LIBS/Raman = Laser-Induced Breakdown Spectrometer and Raman spectrometer.  (This instrument, as noted by Van, would use brief bursts from one color laser to strike sparks of glowing plasma off the surface material and take visual spectra of them for detailed major and minor element analysis, and another color laser to scatter traces of "Raman scattered" light off the surface and analyze their spectrum to obtain really detailed and comprehensive data on the mineralogy of the surface.  A LIBS spectrometer is carried on the Mars Science Laboratory, and a Raman spectrometer on ExoMars -- the latter in part because Raman is also good at detecting trace organics, although not nearly as good as mass spectrometric analysis.)

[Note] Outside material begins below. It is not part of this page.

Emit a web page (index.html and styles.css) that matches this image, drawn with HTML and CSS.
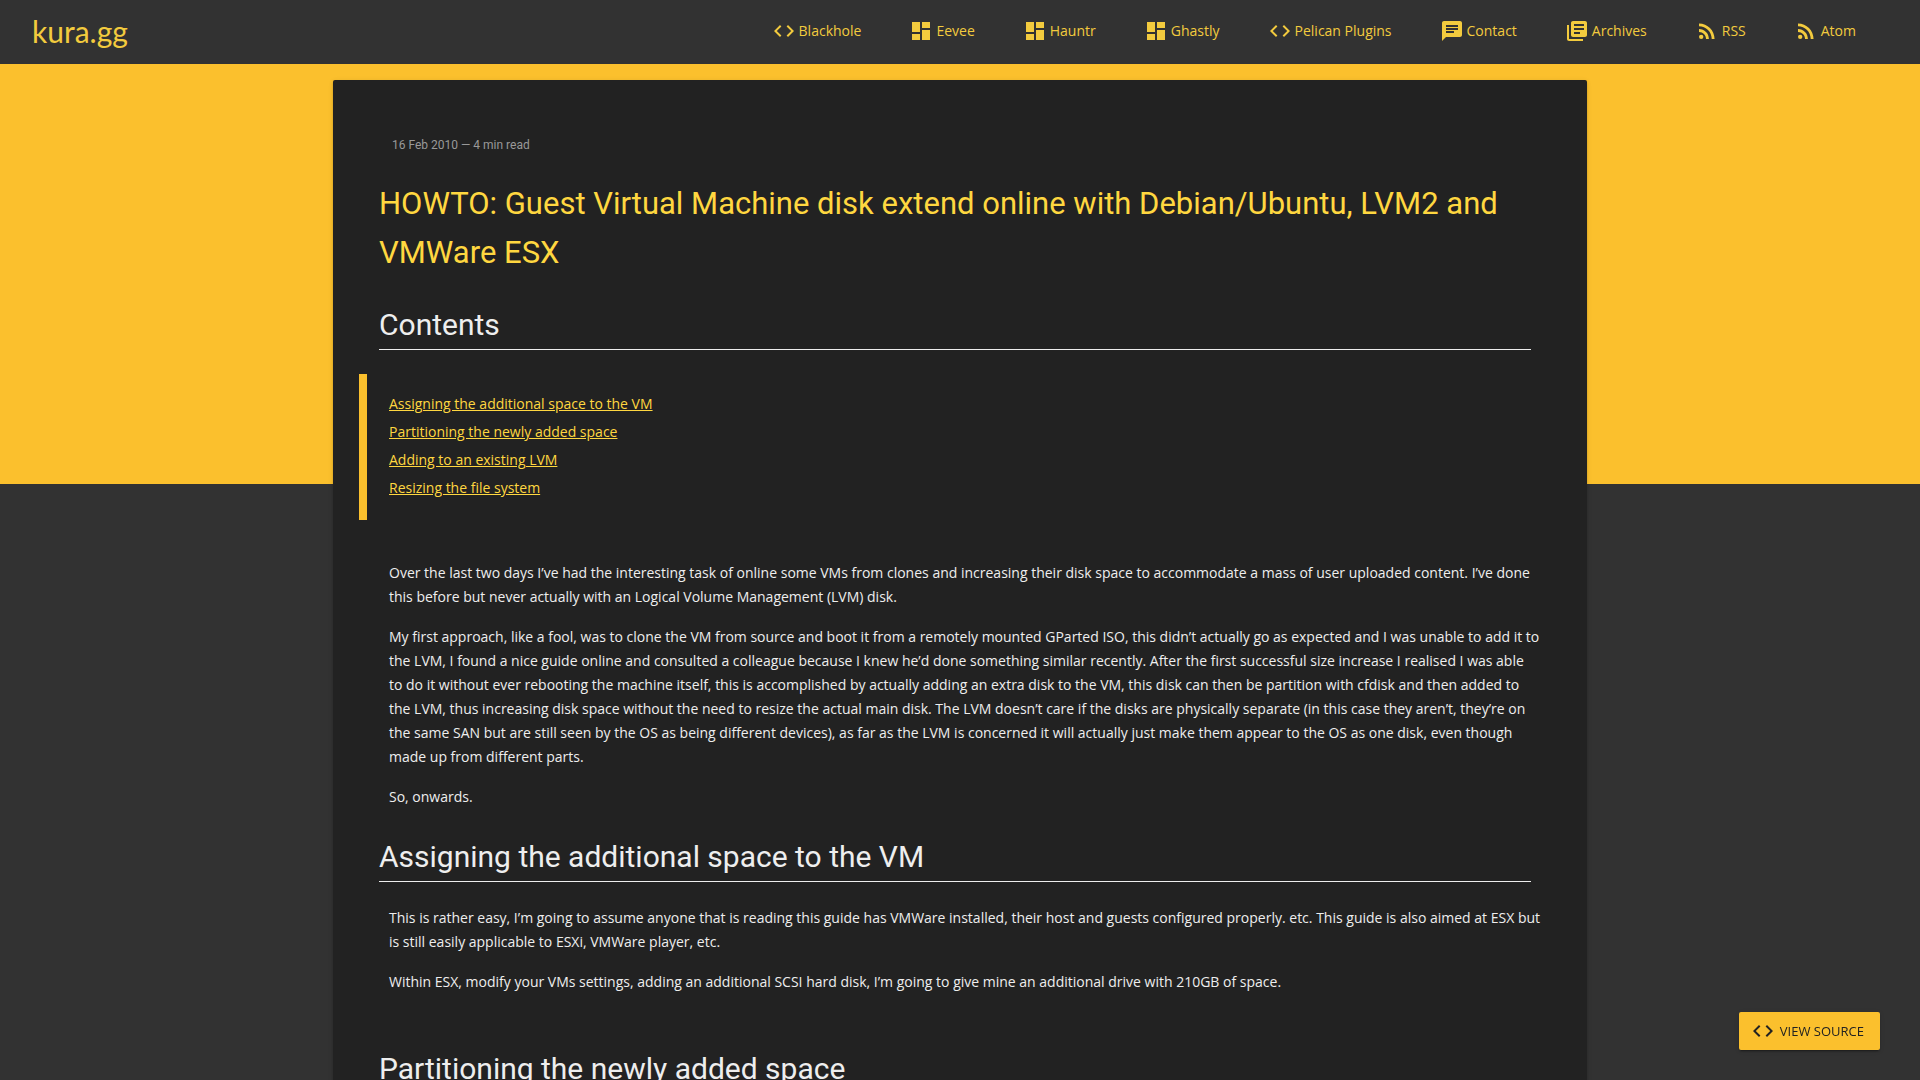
FILE: index.html
```html
<!DOCTYPE html>
<html lang="en">
<head>
    <meta charset="UTF-8">
    <meta name="viewport" content="width=device-width, initial-scale=1.0">
    <title>HOWTO: Guest Virtual Machine disk extend online with Debian/Ubuntu, LVM2 and VMWare ESX</title>
    <link rel="stylesheet" href="styles.css">
</head>
<body>
    <svg class="sprite" aria-hidden="true">
        <symbol id="code" viewBox="0 0 24 24"><path d="M9.4 16.6L4.8 12l4.6-4.6L8 6l-6 6 6 6 1.4-1.4zm5.2 0l4.6-4.6-4.6-4.6L16 6l6 6-6 6-1.4-1.4z"/></symbol>
        <symbol id="dashboard" viewBox="0 0 24 24"><path d="M3 13h8V3H3v10zm0 8h8v-6H3v6zm10 0h8V11h-8v10zm0-18v6h8V3h-8z"/></symbol>
        <symbol id="chat" viewBox="0 0 24 24"><path d="M20 2H4c-1.1 0-1.99.9-1.99 2L2 22l4-4h14c1.1 0 2-.9 2-2V4c0-1.1-.9-2-2-2zM6 9h12v2H6V9zm8 5H6v-2h8v2zm4-6H6V6h12v2z"/></symbol>
        <symbol id="books" viewBox="0 0 24 24"><path d="M4 6H2v14c0 1.1.9 2 2 2h14v-2H4V6zm16-4H8c-1.1 0-2 .9-2 2v12c0 1.1.9 2 2 2h12c1.1 0 2-.9 2-2V4c0-1.1-.9-2-2-2zm-1 9H9V9h10v2zm-4 4H9v-2h6v2zm4-8H9V5h10v2z"/></symbol>
        <symbol id="rss" viewBox="0 0 24 24"><circle cx="6.18" cy="17.82" r="2.18"/><path d="M4 4.44v2.83c7.03 0 12.73 5.7 12.73 12.73h2.83c0-8.59-6.97-15.56-15.56-15.56zm0 5.66v2.83c3.9 0 7.07 3.17 7.07 7.07h2.83c0-5.47-4.43-9.9-9.9-9.9z"/></symbol>
    </svg>

    <div class="layout">
        <header class="header">
            <a class="logo" href="#">kura.gg</a>
            <nav class="nav">
                <a href="#"><svg class="icon"><use href="#code"/></svg>Blackhole</a>
                <a href="#"><svg class="icon"><use href="#dashboard"/></svg>Eevee</a>
                <a href="#"><svg class="icon"><use href="#dashboard"/></svg>Hauntr</a>
                <a href="#"><svg class="icon"><use href="#dashboard"/></svg>Ghastly</a>
                <a href="#"><svg class="icon"><use href="#code"/></svg>Pelican Plugins</a>
                <a href="#"><svg class="icon"><use href="#chat"/></svg>Contact</a>
                <a href="#"><svg class="icon"><use href="#books"/></svg>Archives</a>
                <a href="#"><svg class="icon"><use href="#rss"/></svg>RSS</a>
                <a href="#"><svg class="icon"><use href="#rss"/></svg>Atom</a>
            </nav>
        </header>
        <div class="ribbon"></div>
        <main class="main">
            <article class="card">
                <div class="meta">16 Feb 2010 — 4 min read</div>
                <h1>HOWTO: Guest Virtual Machine disk extend online with Debian/Ubuntu, LVM2 and VMWare ESX</h1>

                <h2>Contents</h2>
                <ul class="toc">
                    <li><a href="#assigning">Assigning the additional space to the VM</a></li>
                    <li><a href="#partitioning">Partitioning the newly added space</a></li>
                    <li><a href="#adding">Adding to an existing LVM</a></li>
                    <li><a href="#resizing">Resizing the file system</a></li>
                </ul>

                <p>Over the last two days I’ve had the interesting task of online some VMs from clones and increasing their disk space to accommodate a mass of user uploaded content. I’ve done this before but never actually with an Logical Volume Management (LVM) disk.</p>
                <p>My first approach, like a fool, was to clone the VM from source and boot it from a remotely mounted GParted ISO, this didn’t actually go as expected and I was unable to add it to the LVM, I found a nice guide online and consulted a colleague because I knew he’d done something similar recently. After the first successful size increase I realised I was able to&nbsp;do it without ever rebooting the machine itself, this is accomplished by actually adding an extra disk to the VM, this disk can then be partition with cfdisk and then added to the LVM, thus increasing disk space without the need to resize the actual main disk. The LVM doesn’t care if the disks are physically separate (in this case they aren’t, they’re on the same SAN but are still seen by the OS as being different devices), as far as the LVM is concerned it will actually just make them appear to the OS as one disk, even though made up from different parts.</p>
                <p>So, onwards.</p>

                <section id="assigning">
                    <h2>Assigning the additional space to the VM</h2>
                    <p>This is rather easy, I’m going to assume anyone that is reading this guide has VMWare installed, their host and guests configured properly. etc. This guide is also aimed at ESX but is still easily applicable to ESXi, VMWare player, etc.</p>
                    <p>Within ESX, modify your VMs settings, adding an additional SCSI hard disk, I’m going to give mine an additional drive with 210GB of space.</p>
                </section>

                <section id="partitioning">
                    <h2>Partitioning the newly added space</h2>
                </section>
            </article>
        </main>
    </div>

    <a class="view-source" href="#"><svg class="icon"><use href="#code"/></svg>VIEW SOURCE</a>
</body>
</html>
```
FILE: styles.css
```css
* {
    box-sizing: border-box;
}
body {
    margin: 0;
    background-color: #323232;
    color: #eee;
    font-family: "Open Sans", "Noto Sans", sans-serif;
    font-size: 14px;
    line-height: 24px;
}
a {
    color: #ffd740;
}
.sprite {
    display: none;
}
.icon {
    width: 24px;
    height: 24px;
    fill: currentColor;
    flex-shrink: 0;
}

/* header */
.layout {
    height: 100vh;
    overflow-y: auto;
    scrollbar-width: none;
}
.header {
    display: flex;
    align-items: center;
    justify-content: space-between;
    height: 64px;
    padding: 0 40px 2px 32px;
    background-color: #323232;
}
.header a {
    color: #f3cb3e;
    text-decoration: none;
}
.logo {
    font-family: Lato, sans-serif;
    font-size: 30px;
}
.nav {
    display: flex;
}
.nav a {
    display: flex;
    align-items: center;
    gap: 3px;
    padding: 0 24px;
}

/* article */
.ribbon {
    height: 420px;
    background-color: #fbc02d;
}
.main {
    margin-top: -404px;
    padding: 0 333px;
}
.card {
    padding: 53px 56px 80px 46px;
    background-color: #222;
    border-radius: 2px;
    box-shadow: 0 2px 2px 0 rgba(0, 0, 0, 0.14), 0 3px 1px -2px rgba(0, 0, 0, 0.2), 0 1px 5px 0 rgba(0, 0, 0, 0.12);
}
.meta {
    padding-left: 13px;
    color: #999;
    font-family: Roboto, sans-serif;
    font-size: 12px;
}
h1, h2 {
    font-family: Roboto, sans-serif;
    font-weight: 400;
}
h1 {
    margin: 22px 0;
    color: #ffd740;
    font-size: 31px;
    line-height: 49px;
}
h2 {
    margin: 24px 0;
    border-bottom: 1px solid #eee;
    font-size: 30px;
    line-height: 48px;
}
p {
    margin: 0 -10px 16px 10px;
}
section {
    padding-bottom: 11px;
}
.toc {
    margin: 24px 0 41px -20px;
    padding: 16px 0 18px 22px;
    border-left: 8px solid #fbc02d;
    list-style: none;
    line-height: 28px;
}

.view-source {
    position: fixed;
    right: 40px;
    bottom: 30px;
    display: flex;
    align-items: center;
    gap: 5px;
    height: 38px;
    padding: 0 16px 0 12px;
    background-color: #fbc02d;
    border-radius: 2px;
    box-shadow: 0 2px 2px 0 rgba(0, 0, 0, 0.14), 0 3px 1px -2px rgba(0, 0, 0, 0.2), 0 1px 5px 0 rgba(0, 0, 0, 0.12);
    color: #222;
    font-size: 13px;
    text-decoration: none;
}
```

Note that the "excavation sampling arm" (which has "calibration targets" on it, doubtless for the LIBS/Raman instrument) would grind 3-10 cm into the surface depending on surface hardness.  I don't know how they'll decide when to stop grinding -- probably a combination of grinding time and penetration depth -- but, given that Venus' surface is likely very intensely chemically weathered by that superhot and high-pressure CO2 atmosphere and its trace gases, trying to expose and analyze an unweathered (or at least less weathered) surface is very important.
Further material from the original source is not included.